I've used various trailers in the past, but for the new L 3301 I bought 2 days ago, I need something a little bit bigger. It is a BIG tractor....at least to me used to my old, since sold, B 2105. Driving back 80 miles from the dealership, the trailer was maxed out, it was just safe enough, at 45 mph on a secondary road, but nothing I'd want to make a habit out of.

I first thought of a tilt bed, I've wanted one of them for years, so easy to get on and off. But then, I thought a dump bed trailer will probably be the way to go for me. Yeah I'll need ramps, but I can get by with small ramps if I jack the bed up a bit to lower the height at the rear. I'm looking at a couple of 12' by 72" tandem axle ones, 10K GVW. 24" high side boards.
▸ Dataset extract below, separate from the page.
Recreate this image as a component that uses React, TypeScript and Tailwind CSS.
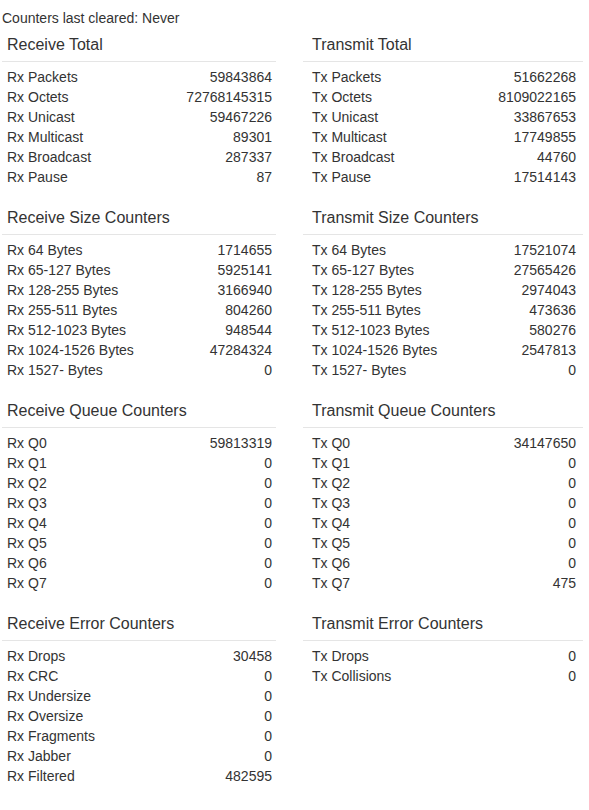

Any implement on the rear can just stick out, I can always flag it if need be. Being able to haul and dump dirt and gravel (and anything else) with the same trailer I'd use for tractor transport is a huge plus.

I also had the idea, probably a bad one, of parking it on my crane yard property (my day job) which is on a busy street, with a big FOR RENT sign on it. Nobody around these parts that I know of rents dump bed trailers, and for the rural homeowner needing something once or twice a year I think I could keep it fairly busy. But then I thought of the hassles, and probably won't do it. Insurance, different wiring harness/light requirements, damage waivers etc. etc. Plus I don't want to drop what I'm doing (crane joke) to run across town to do the paperwork so some yahoo can go tip it over, all so I can make maybe $50.00. A workable alternative however, will be to put the word out to people I know and trust, kind of keep it in the family, but still rent it out enough to make it look like a viable business for tax purposes. I'll post a picture or two when I get everything setup.


----------



## HarveyW (Sep 15, 2014)

Howdy spudnut, welcome!

Nice tractor....congrats. And most of us would love to have a 12' dump trailer.


----------



## #1Scout (Aug 10, 2017)

Well ... what have you accomplished ...... any pictures of your trailer yet ?


----------